I made a service to share passwords easy and secure but never promoted it. It's called instapass.io I noticed that people besides my friends and clients actually started to use, so maybe it will be helpful for you too! You share one-time self-destruct message using one time links and I won't even be able to see what you wrote.
How does it work? When you generate a message the client-side makes a random password and use that to encrypt the message. The password is appended as an anchor tag which all modern browsers never send to the server. This way, I don't even know what you shared. Why this and not one of the fancy solutions that exist? Time and complexity. In my experience, people never get around to setup the services especially if you're a consultant like me. And then comes the part of trying to explain to a non-technical person how a master password is and how to share it and signup etc. Instapass offers high security, zero setup time and works for non-developers.
Martin.
Also, don't forget to let the recipient know to also read all of the javascript so that they can let you know if the plaintext was sent off to the provider the moment they open the link you sent them.
[0] https://developer.mozilla.org/en-US/docs/Web/Security/Subres...
Either you are able to transmit the link via a secure channel, then you are able to transmit the message via this channel in the first place.
Logging might be something that can be circumvented with this service, but this instantly raises a second question: Why should users trust you versus any other service provider?
Please do not advertise this service as secure.
Yes, self-destructing messages are more secure than simply pasting plain text. But it's offering no protection against eavesdropping, so it's not secure.
Meaning you now have to find a way to safely send this URL ... and you are right where you started. It's no safety at all.
so, it doesn't solve every problem, but it does solve most real problems.
It encrypts a secret message by ... generating a random password and using symmetric encryption.
If only there was a way to safely pass the password that encrypts my password. Or should I recursively use this tool for the job?
1) The 500 character limit
2) If you enter someone's Gmail, and it's actually one of their aliases, then they can't decrypt the message when they sign in.
Pros: messages are deleted completely, messages are individually AES-256 encrypted, can only be decrypted with the generated link, the wehsite itself cannot read or decrypt messages, no ip logging, multiple languages, exists since 2014, PWA available
Cons: ads (but deactivatable)
That's not to say other websites like this are trustworthy (they aren't, JavaScript can change at any time), but this is blatantly non-trustworthy.
So how do you transmit those links securely and why didn't you use that for your passwords in the first place?
The main issues here are:
* You have to trust the client implementation to not surreptitiously record the one-time key (for both sender and receiver).
* You have to trust the site operator to actually expire the message after one use.
* Whatever secret you are transmitting MIGHT get intercepted, but at least you would know about it.
I briefly toyed with the idea of creating almost the exact same service - even down to using the URL hash to hide the secret. But at the end of the day, the concept has too many flaws for the security conscious and is too annoying to use for the layman.

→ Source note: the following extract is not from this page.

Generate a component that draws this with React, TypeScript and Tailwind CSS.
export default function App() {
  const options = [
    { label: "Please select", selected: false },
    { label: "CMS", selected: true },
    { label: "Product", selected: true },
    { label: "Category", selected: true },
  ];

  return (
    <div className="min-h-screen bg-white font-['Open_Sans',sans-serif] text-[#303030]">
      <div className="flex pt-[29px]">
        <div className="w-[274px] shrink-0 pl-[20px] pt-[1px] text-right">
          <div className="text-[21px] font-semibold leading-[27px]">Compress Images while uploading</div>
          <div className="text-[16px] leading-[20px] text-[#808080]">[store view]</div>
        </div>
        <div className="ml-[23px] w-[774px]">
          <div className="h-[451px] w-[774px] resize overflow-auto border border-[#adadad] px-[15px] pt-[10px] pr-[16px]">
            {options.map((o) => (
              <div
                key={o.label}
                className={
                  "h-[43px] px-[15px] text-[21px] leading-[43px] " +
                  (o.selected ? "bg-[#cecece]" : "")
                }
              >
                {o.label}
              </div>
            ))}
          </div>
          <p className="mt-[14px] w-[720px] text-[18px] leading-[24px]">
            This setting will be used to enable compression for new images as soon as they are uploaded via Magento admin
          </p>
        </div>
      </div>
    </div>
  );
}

https://github.com/abhishekkr/dory
* this is a secret sharing service for masses, where you don't need to be authenticated at service to store and share secret
* anyone with access to service can upload a secret and share the token with people they wanna share it
* if accessed without an explicit retention parameter, the secret gets purged on first fetch
* if stored in cache mode, it self expires after a TTL if not accessed for that duration
* even service admin can't decipher a secret posted by any user
Regarding paid service you write:
> If you already like this service, I am sure you will love the next version! The next version will include paid features, but signing up now you will get two months of premium features once they are ready. By signing up you also accept I will send you occasional emails when new stuff happens, such as premium features. I will never sell nor give your email to anyone, and I will send 2 emails maximum per month.
Its unclear what I'm signing up for. Am I signing up for the service or newsletter? I would suggest you phrase it as notify me of version 2.0 or something similar.

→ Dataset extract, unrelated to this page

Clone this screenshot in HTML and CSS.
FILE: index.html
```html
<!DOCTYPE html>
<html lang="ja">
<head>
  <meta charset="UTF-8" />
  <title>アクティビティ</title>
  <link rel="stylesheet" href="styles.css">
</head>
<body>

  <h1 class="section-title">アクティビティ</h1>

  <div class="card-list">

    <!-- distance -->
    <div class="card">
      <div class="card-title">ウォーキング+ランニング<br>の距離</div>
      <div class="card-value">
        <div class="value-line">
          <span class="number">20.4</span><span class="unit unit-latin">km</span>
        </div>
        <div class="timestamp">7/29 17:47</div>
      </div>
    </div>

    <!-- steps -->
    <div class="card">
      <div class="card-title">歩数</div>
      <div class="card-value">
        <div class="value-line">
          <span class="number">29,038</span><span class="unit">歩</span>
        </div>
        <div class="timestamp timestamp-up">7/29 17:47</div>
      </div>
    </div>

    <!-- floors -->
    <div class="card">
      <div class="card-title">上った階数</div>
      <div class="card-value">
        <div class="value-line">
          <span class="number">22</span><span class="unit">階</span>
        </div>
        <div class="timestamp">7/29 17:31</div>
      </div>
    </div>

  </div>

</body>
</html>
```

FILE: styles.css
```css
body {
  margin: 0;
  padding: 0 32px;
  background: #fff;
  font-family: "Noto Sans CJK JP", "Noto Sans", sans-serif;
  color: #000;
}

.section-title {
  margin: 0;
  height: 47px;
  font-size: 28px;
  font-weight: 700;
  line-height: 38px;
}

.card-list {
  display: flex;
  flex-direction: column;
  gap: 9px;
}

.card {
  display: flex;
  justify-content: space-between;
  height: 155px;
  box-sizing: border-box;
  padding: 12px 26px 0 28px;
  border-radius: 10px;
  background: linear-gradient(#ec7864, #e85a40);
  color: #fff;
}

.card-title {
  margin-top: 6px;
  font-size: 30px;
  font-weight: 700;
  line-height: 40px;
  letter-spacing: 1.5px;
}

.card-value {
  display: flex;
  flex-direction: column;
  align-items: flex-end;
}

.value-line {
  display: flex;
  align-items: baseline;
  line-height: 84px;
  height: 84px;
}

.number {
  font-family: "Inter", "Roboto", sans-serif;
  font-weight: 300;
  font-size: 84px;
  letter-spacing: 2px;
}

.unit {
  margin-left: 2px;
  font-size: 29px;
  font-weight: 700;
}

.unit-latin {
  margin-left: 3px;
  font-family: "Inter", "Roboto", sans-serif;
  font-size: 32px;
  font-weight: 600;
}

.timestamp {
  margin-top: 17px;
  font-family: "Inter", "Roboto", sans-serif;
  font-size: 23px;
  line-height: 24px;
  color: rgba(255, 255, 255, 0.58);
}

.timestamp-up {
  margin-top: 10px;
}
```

Great suggestion, I'll rephrase it.
I made a pastebin years ago that does similar using an anchor tag for the key, except it doesn’t guarantee deletion. https://paste.sh
I’ve been thinking about making it more secure using service workers (something like a service worker combined with resource signing, so it can be cached in browsers and people have to explicitly “upgrade” — along with the hash of the script shown, which can be verified with a reproducible build from a git revision hash).
Woa https://paste.sh is awesome. I love it. Super minimalistic. I wouldn't use it for sharing passwords, but using it for sharing notes and permanent things could be pretty nice. Right now I use Google Docs and hackmd, but they are not encrypting stuff. How does it work with multiple users online?
How I use instapass.io is sending an email/slack/telegram/etc. with the password in instapass. This way your password isn't stored on a email/slack/etc.. server in clear text forever. It also makes it possible to see if an attacker opened the password and take appropriate action. There is a slim risk of an MIIM where you edit the link super fast and have control over messaging service. This is exactly what @johnmarcus wrote. If you don't trust my service then you can just keep the password in Instapass and the other login info (url to login, email, username, etc..) inside the email. How should I know what you sent a password to? I think that's a better choice than sending login info in clear text.